Create new OCR Configuration and configure settings:

New-OcrConfiguration

Remove current OCR Configuration

Remove-OcrConfiguration

Modify an existing OCR Configuration

Set-OcrConfiguration

When creating an OCR configuration, you can enable OCR for specific locations or exclude certain locations. This is very important if you have a lot of images in your tenant, as OCR can quickly become expensive. While I showed you cost estimates for my demo tenant, it’s essentially empty. In a real organization, with many images, OCR bills can pile up fast.

For example, let’s say you have a SharePoint site where users store images of their pets or photos from corporate parties and social events. These could add up to gigabytes of images that you don’t want to scan. Who cares if someone exfiltrates a photo of your manager’s puppy?

Using either New-OcrConfiguraiton or Set-OcrConfiguration you can specify Exchange, SharePoint, or OneDrive locations to include, or you can exclude specific locations using the Exception parameter, such as SharePointLocationException.

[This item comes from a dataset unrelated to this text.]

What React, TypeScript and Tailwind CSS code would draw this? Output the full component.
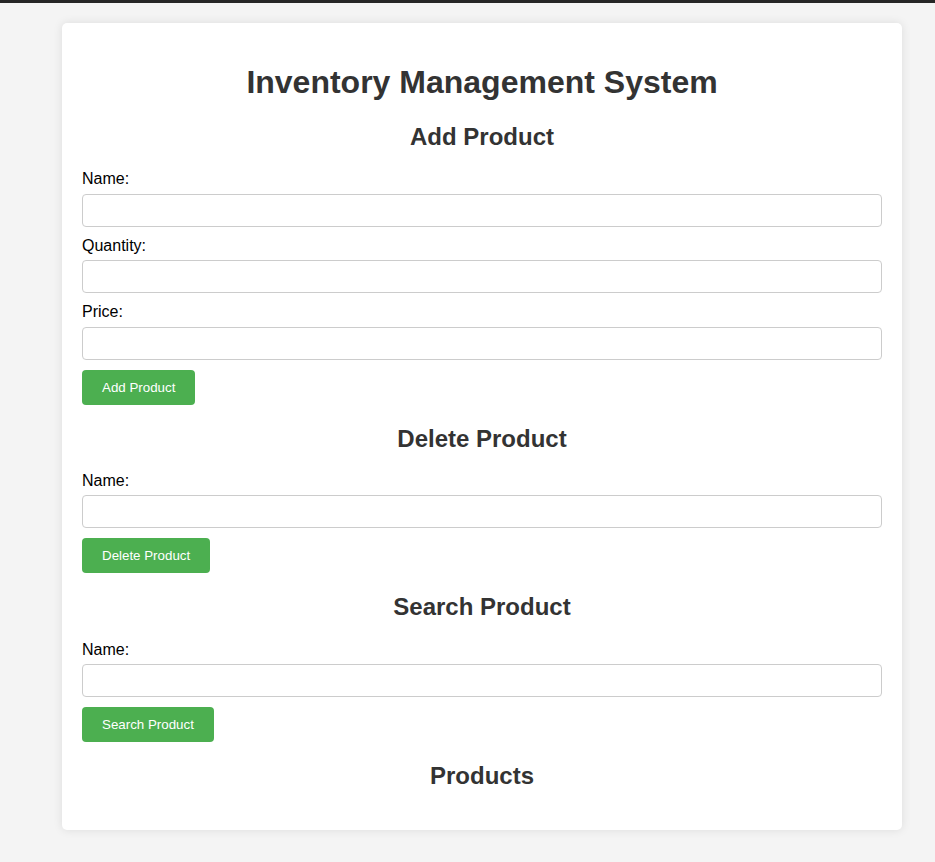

You can then extract the Locations or Exceptions using the following:

$arrayValues = (Get-command Get-OcrConfiguration).parameters.SharePointLocations $arrayValues[0]

Note that you will get a NullReference Exception if you don’t have OCR Configured yet.

Now that you know how to configure OCR and control its costs, it’s time to configure and optimize your settings. Focus on scanning only the locations that matter and avoid wasting money on unnecessary scans.